Bliven spewed out statistics, like 16,500 registered predatory offenders were living in Minnesota as of January 1, 2011. That number encompasses mostly sex offenders, but also includes those involved in crimes of kidnapping and false imprisonment.

Within Minnesota communities there are currently 203 level three offenders. About half of those live in Minneapolis. Of the 203, there are 71 under supervision; 132 are unsupervised.

Come March 1, two level three offenders will be living in Faribault.

We know about those two offenders because they are classified as level three, at high risk for re-offending. By state law, community notification is required.

But 63 other registered predatory offenders live in Faribault. Thirty more live in other parts of Rice County. Their identities are unknown to us because they are classified at lower risk levels.

Throughout the meeting, Blevin tried to reassure us. The offender will be on intensive supervised release until April 24, 2020. He must register as a predatory offender for life. He will be on an active GPS for up to 60 days…six probation officers will be watching him.

Neighbors will be watching too.

I wasn’t upset by the information I learned at Wednesday night’s meeting. I’ve been through this before. I expected to hear what I heard. I truly believe that knowledge is power in protecting ourselves and our children.

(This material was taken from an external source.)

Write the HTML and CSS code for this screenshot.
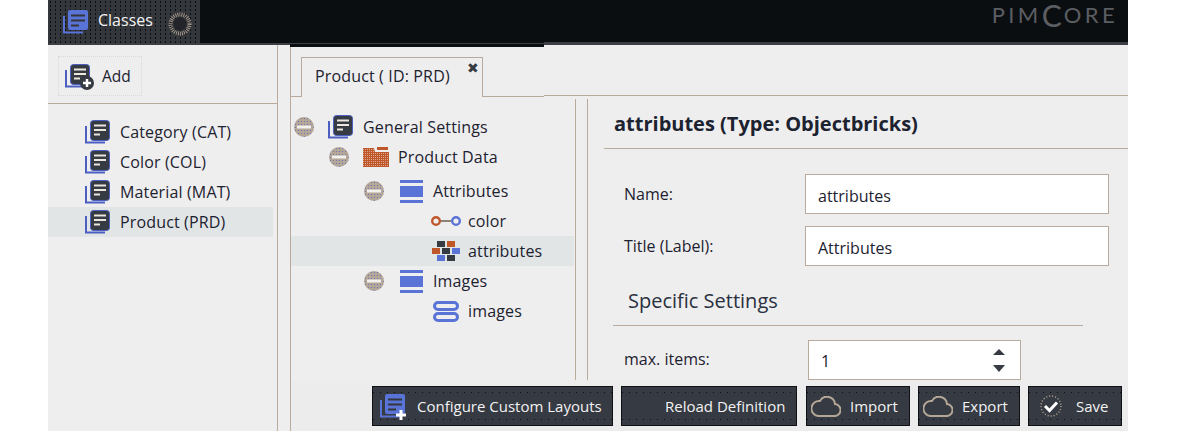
FILE: index.html
```html
<!DOCTYPE html>
<html lang="en">
<head>
<meta charset="utf-8">
<title>Classes</title>
<link rel="stylesheet" href="styles.css">
</head>
<body>
<svg class="defs" width="0" height="0" aria-hidden="true">
  <defs>
    <pattern id="dots" width="3" height="3" patternUnits="userSpaceOnUse"><rect width="3" height="3" fill="#b5a797"/><rect x="1" y="1" width="1" height="1" fill="#6d77b8"/></pattern>
    <pattern id="fold" width="2" height="2" patternUnits="userSpaceOnUse"><rect width="2" height="2" fill="#c0572b"/><rect width="1" height="1" fill="#dba98e"/></pattern>
    <symbol id="i-class" viewBox="0 0 25 24">
      <path d="M1 6v16.500h19" fill="none" stroke="#4a5fc1" stroke-width="2"/>
      <rect x="5.500" y="0.500" width="19" height="20" rx="3" fill="#363a42" stroke="#4a5fc1"/>
      <path d="M9 5.500h12M9 10h12M9 14.500h6" stroke="#ece6de" stroke-width="2"/>
    </symbol>
    <symbol id="i-class-blue" viewBox="0 0 25 24">
      <path d="M1 6v16.500h19" fill="none" stroke="#5a73d6" stroke-width="2"/>
      <rect x="5" y="0" width="20" height="20" rx="2" fill="#5a73d6"/>
      <path d="M8 5.500h14M8 10.500h14M8 15.500h8" stroke="#33363b" stroke-width="2"/>
    </symbol>
    <symbol id="i-minus" viewBox="0 0 20 20">
      <circle cx="10" cy="10" r="10" fill="url(#dots)"/>
      <rect x="3" y="8.500" width="14" height="3" fill="#f2f0ec"/>
    </symbol>
    <symbol id="i-folder" viewBox="0 0 26 20">
      <path d="M0 1h11l1 4h14v15H0z" fill="url(#fold)"/>
      <path d="M14 0h11v3H14z" fill="#c0572b"/>
    </symbol>
    <symbol id="i-block" viewBox="0 0 23 23">
      <path d="M0 0h23v3H0zM0 6h23v11H0zM0 20h23v3H0z" fill="#5a73d6"/>
    </symbol>
    <symbol id="i-keyval" viewBox="0 0 30 10">
      <path d="M9 5h13" stroke="#8a8478" stroke-width="2"/>
      <circle cx="5" cy="5" r="3.800" fill="none" stroke="#c0572b" stroke-width="2.400"/>
      <circle cx="25" cy="5" r="3.800" fill="none" stroke="#5a73d6" stroke-width="2.400"/>
    </symbol>
    <symbol id="i-bricks" viewBox="0 0 29 21">
      <path d="M5 0h8v6H5zM15 14h8v6h-8zM10 7h8v6h-8z" fill="#363a42"/>
      <path d="M15 0h8v6h-8zM0 7h8v6H0z" fill="#c0572b"/>
      <path d="M20 7h8v6h-8zM5 14h8v6H5z" fill="#5a73d6"/>
    </symbol>
    <symbol id="i-images" viewBox="0 0 26 21">
      <rect x="1.500" y="1.500" width="23" height="7" rx="3.500" fill="none" stroke="#5a73d6" stroke-width="3"/>
      <rect x="1.500" y="12.500" width="23" height="7" rx="3.500" fill="none" stroke="#5a73d6" stroke-width="3"/>
    </symbol>
    <symbol id="i-cloud" viewBox="0 0 30 21">
      <path d="M7 20h16a6 6 0 0 0 1-12 8 8 0 0 0-15-3 7.500 7.500 0 0 0-2 15z" fill="none" stroke="#b5a797" stroke-width="2"/>
    </symbol>
  </defs>
</svg>

<div class="app">
  <header class="topbar">
    <div class="maintab">
      <svg class="ico"><use href="#i-class-blue"/></svg>
      <span class="maintab-label">Classes</span>
      <svg class="spinner" viewBox="0 0 24 24" aria-hidden="true">
        <circle cx="12" cy="12" r="9.500" fill="none" stroke="#b5a797" stroke-width="4" stroke-dasharray="0.800 1.200"/>
        <circle cx="12" cy="12" r="6.500" fill="#22242a"/>
      </svg>
    </div>
    <div class="logo">PIM<span class="logo-c">C</span>ORE</div>
  </header>

  <div class="main">
    <aside class="sidebar">
      <div class="side-tools">
        <button class="add-btn" type="button">
          <span class="add-ico">
            <svg class="ico"><use href="#i-class"/></svg>
            <svg class="plus" viewBox="0 0 14 14"><circle cx="7" cy="7" r="7" fill="#363a42"/><path d="M7 3v8M3 7h8" stroke="#fff" stroke-width="2.500"/></svg>
          </span>
          Add
        </button>
      </div>
      <ul class="class-list">
        <li class="class-item"><svg class="ico"><use href="#i-class"/></svg>Category (CAT)</li>
        <li class="class-item"><svg class="ico"><use href="#i-class"/></svg>Color (COL)</li>
        <li class="class-item"><svg class="ico"><use href="#i-class"/></svg>Material (MAT)</li>
        <li class="class-item is-selected"><svg class="ico"><use href="#i-class"/></svg>Product (PRD)</li>
      </ul>
    </aside>

    <section class="workspace">
      <div class="tabstrip">
        <div class="doc-tab">Product ( ID: PRD)<span class="doc-close">&#10006;</span></div>
      </div>

      <div class="panels">
        <div class="tree">
          <div class="node l0"><svg class="toggle"><use href="#i-minus"/></svg><svg class="ico"><use href="#i-class"/></svg>General Settings</div>
          <div class="node l1"><svg class="toggle"><use href="#i-minus"/></svg><svg class="ico folder"><use href="#i-folder"/></svg>Product Data</div>
          <div class="node l2 spaced"><svg class="toggle"><use href="#i-minus"/></svg><svg class="ico block"><use href="#i-block"/></svg>Attributes</div>
          <div class="node l3"><svg class="ico keyval"><use href="#i-keyval"/></svg>color</div>
          <div class="node l3 is-selected"><svg class="ico bricks"><use href="#i-bricks"/></svg>attributes</div>
          <div class="node l2"><svg class="toggle"><use href="#i-minus"/></svg><svg class="ico block"><use href="#i-block"/></svg>Images</div>
          <div class="node l3"><svg class="ico images"><use href="#i-images"/></svg>images</div>
        </div>

        <div class="editor">
          <h2 class="editor-title">attributes (Type: Objectbricks)</h2>
          <div class="form">
            <label class="field"><span class="field-label">Name:</span><input class="text-input" value="attributes"></label>
            <label class="field"><span class="field-label">Title (Label):</span><input class="text-input" value="Attributes"></label>
            <h3 class="fieldset-title">Specific Settings</h3>
            <label class="field field-num"><span class="field-label">max. items:</span>
              <span class="num-input">1
                <span class="num-arrows"><span class="arrow-up"></span><span class="arrow-down"></span></span>
              </span>
            </label>
          </div>
        </div>
      </div>

      <footer class="actions">
        <button class="btn btn-config" type="button">
          <span class="cfg-ico"><svg class="ico"><use href="#i-class-blue"/></svg><svg class="cfg-plus" viewBox="0 0 12 12"><path d="M6 1v10M1 6h10" stroke="#fff" stroke-width="3"/></svg></span>
          Configure Custom Layouts
        </button>
        <button class="btn btn-reload" type="button">Reload Definition</button>
        <button class="btn btn-import" type="button"><svg class="cloud"><use href="#i-cloud"/></svg>Import</button>
        <button class="btn btn-export" type="button"><svg class="cloud"><use href="#i-cloud"/></svg>Export</button>
        <button class="btn btn-save" type="button">
          <svg class="check" viewBox="0 0 22 22" aria-hidden="true">
            <circle cx="11" cy="11" r="10" fill="none" stroke="#b5a797" stroke-width="1.500" stroke-dasharray="1 2"/>
            <path d="M5 11l4.500 4.500L17 7.500" fill="none" stroke="#fff" stroke-width="3"/>
          </svg>
          Save
        </button>
      </footer>
    </section>
  </div>
</div>
</body>
</html>
```
FILE: styles.css
```css
* { box-sizing: border-box; }
html, body { margin: 0; height: 100%; background: #fff; overflow: hidden; }
body { font-family: "Open Sans", "Liberation Sans", sans-serif; font-size: 16px; color: #1d2230; }
.defs { position: absolute; }
ul { list-style: none; margin: 0; padding: 0; }
button { font: inherit; }

.app { width: 1080px; height: 431px; margin-left: 48px; background: #eeeeee; display: flex; flex-direction: column; overflow: hidden; }

.topbar { position: relative; flex: 0 0 45px; background: #0b0e11; border-bottom: 2px solid #3b3e43; display: flex; justify-content: space-between; }
.topbar::before { content: ""; position: absolute; left: 496px; right: 0; top: 42px; height: 3px; background: #3b3e43; }
.topbar::after { content: ""; position: absolute; left: 242px; width: 254px; top: 43px; height: 3px; background: #0b0e11; border-top: 1px solid #3b3e43; z-index: 1; }
.maintab { width: 152px; height: 43px; display: flex; align-items: center; padding-left: 15px;
  background: #33363b radial-gradient(circle, #0c0d10 0.7px, transparent 0.9px) 0 0 / 5px 4px; }
.ico { width: 25px; height: 24px; flex: none; }
.maintab-label { color: #f4f4f4; margin: 0 0 3px 10px; font-size: 16px; }
.spinner { width: 24px; height: 24px; margin: 4px 0 0 15px; }
.logo { font-family: Lato, "Open Sans", sans-serif; font-weight: 400; font-size: 22px; line-height: 30px; letter-spacing: 3.400px; color: #5b5e62; margin: 0 10px 0 0; height: 30px; display: flex; align-items: center; }
.logo-c { font-size: 30px; line-height: 30px; letter-spacing: 2px; }

.main { flex: 1; display: flex; min-height: 0; }
.sidebar { flex: 0 0 230px; border-right: 1px solid #b8aa9c; }
.side-tools { height: 59px; padding-top: 11px; padding-left: 10px; border-bottom: 1px solid #b8aa9c; }
.add-btn { width: 84px; height: 40px; display: flex; align-items: center; padding: 0 0 0 6px; gap: 12px; background: #eeeeee; border: 1px dotted #d5d9da; color: #1d2230; font-size: 15.500px; }
.add-ico { position: relative; display: flex; }
.plus { position: absolute; right: -4px; bottom: -2px; width: 14px; height: 14px; }
.class-list { padding-top: 13px; }
.class-item { height: 30px; width: 225px; display: flex; align-items: center; gap: 10px; padding-left: 37px; font-size: 16px; letter-spacing: 0.150px; }
.is-selected { background: #e1e5e6; }

.workspace { position: relative; flex: 1; min-width: 0; margin-left: 12px; border-left: 1px solid #b8aa9c; display: flex; flex-direction: column; }
.tabstrip { position: relative; flex: 0 0 51px; padding: 12px 0 0 10px; border-bottom: 1px solid #b8aa9c; display: flex; align-items: flex-end; }
.tabstrip::after { content: ""; position: absolute; right: 0; width: 584px; bottom: -1px; height: 2px; background: linear-gradient(#b8aa9c 50%, #eeeeee 50%); }
.doc-tab { position: relative; width: 182px; height: 40px; margin-bottom: -1px; background: #eeeeee; border: 1px solid #b8aa9c; border-bottom: 0; padding: 8px 0 0 13px; font-size: 16px; line-height: 20px; letter-spacing: 0.150px; }
.doc-close { position: absolute; right: 3px; top: 0; font-size: 14px; color: #363a42; font-family: "DejaVu Sans", sans-serif; }

.panels { flex: 1; min-height: 0; display: flex; padding-top: 2px; }
.tree { flex: 0 0 285px; height: 282px; border-right: 1px solid #b8aa9c; padding-top: 13px; }
.node { height: 30px; display: flex; align-items: center; font-size: 16px; letter-spacing: 0.150px; }
.node.spaced { margin-top: 4px; }
.toggle { width: 20px; height: 20px; margin-right: 14px; flex: none; }
.node .ico { margin-right: 10px; }
.l0 { padding-left: 3px; }
.l1 { padding-left: 38px; }
.l2 { padding-left: 73px; }
.l3 { padding-left: 142px; }
.node.is-selected { margin-right: 1px; }
.node .folder { width: 26px; height: 20px; margin-right: 9px; }
.node .block { width: 23px; height: 23px; margin-left: 2px; margin-right: 10px; }
.node .keyval { width: 30px; height: 10px; margin-left: -2px; margin-right: 7px; }
.node .bricks { width: 29px; height: 21px; margin-left: -1px; margin-right: 7px; }
.node .images { width: 26px; height: 21px; margin-right: 9px; }

.editor { flex: 1; min-width: 0; margin-left: 11px; border-left: 1px solid #b8aa9c; height: 282px; overflow: hidden; padding-left: 16px; }
.editor-title { margin: 0; height: 50px; padding: 11px 0 0 10px; border-bottom: 1px solid #b8aa9c; font-size: 20px; line-height: 27px; font-weight: 700; }
.form { padding: 25px 0 0 9px; }
.field { display: flex; align-items: center; height: 40px; margin-bottom: 12px; }
.field-label { width: 192px; padding-left: 11px; font-size: 16px; }
.text-input { width: 304px; height: 40px; border: 1px solid #b8aa9c; background: #fff; padding: 4px 12px 0; font: inherit; font-size: 16px; color: #1d2230; border-radius: 0; outline: 0; }
.fieldset-title { margin: 0; width: 470px; height: 48px; padding: 8px 0 0 15px; border-bottom: 1px solid #b8aa9c; font-size: 20px; font-weight: 400; line-height: 30px; color: #2a3040; }
.field-num { margin-top: 13px; height: 41px; }
.field-num .field-label { width: 195px; padding-bottom: 2px; }
.num-input { position: relative; width: 213px; height: 40px; background: #fff; border: 1px solid #b8aa9c; padding: 9px 12px 0; font-size: 16px; line-height: 22px; }
.num-arrows { position: absolute; right: 15px; top: 8px; display: flex; flex-direction: column; gap: 10px; }
.arrow-up, .arrow-down { width: 0; height: 0; border-left: 6px solid transparent; border-right: 6px solid transparent; }
.arrow-up { border-bottom: 6px solid #363a42; }
.arrow-down { border-top: 7px solid #363a42; }

.actions { flex: 0 0 51px; display: flex; justify-content: flex-end; align-items: flex-start; gap: 8px; padding: 6px 6px 0 0; background: #ececec; }
.btn { height: 40px; display: flex; align-items: center; padding: 0; border: 1px solid #101114; color: #f2f2f2; font-size: 15px;
  background-color: #363a42;
  background-image: linear-gradient(to right, #0d0e11 1px, transparent 1px), linear-gradient(to right, #0d0e11 1px, transparent 1px);
  background-size: 7px 1px, 7px 1px; background-position: 0 5px, 0 32px; background-repeat: repeat-x; }
.btn-config { width: 241px; padding-left: 7px; gap: 12px; }
.cfg-ico { position: relative; display: flex; }
.cfg-plus { position: absolute; right: -2px; bottom: -3px; width: 12px; height: 12px; }
.btn-reload { width: 176px; padding-left: 43px; margin-right: 1px; }
.btn-import { width: 104px; padding-left: 4px; gap: 9px; }
.btn-export { width: 102px; padding-left: 4px; gap: 9px; }
.btn-save { width: 94px; padding-left: 11px; gap: 14px; }
.cloud { width: 30px; height: 21px; flex: none; }
.check { width: 22px; height: 22px; flex: none; }
```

What I found most unsettling, because I did not expect this, happened after the meeting. As my husband and I were driving away from the police department, we saw a Rice County probation officer—the supervising agent for the offender moving into my neighborhood—open the back door of her car and slip a bullet-proof vest over her head. I don’t know where she was headed or what she was doing, but that was a frightening reality check for me.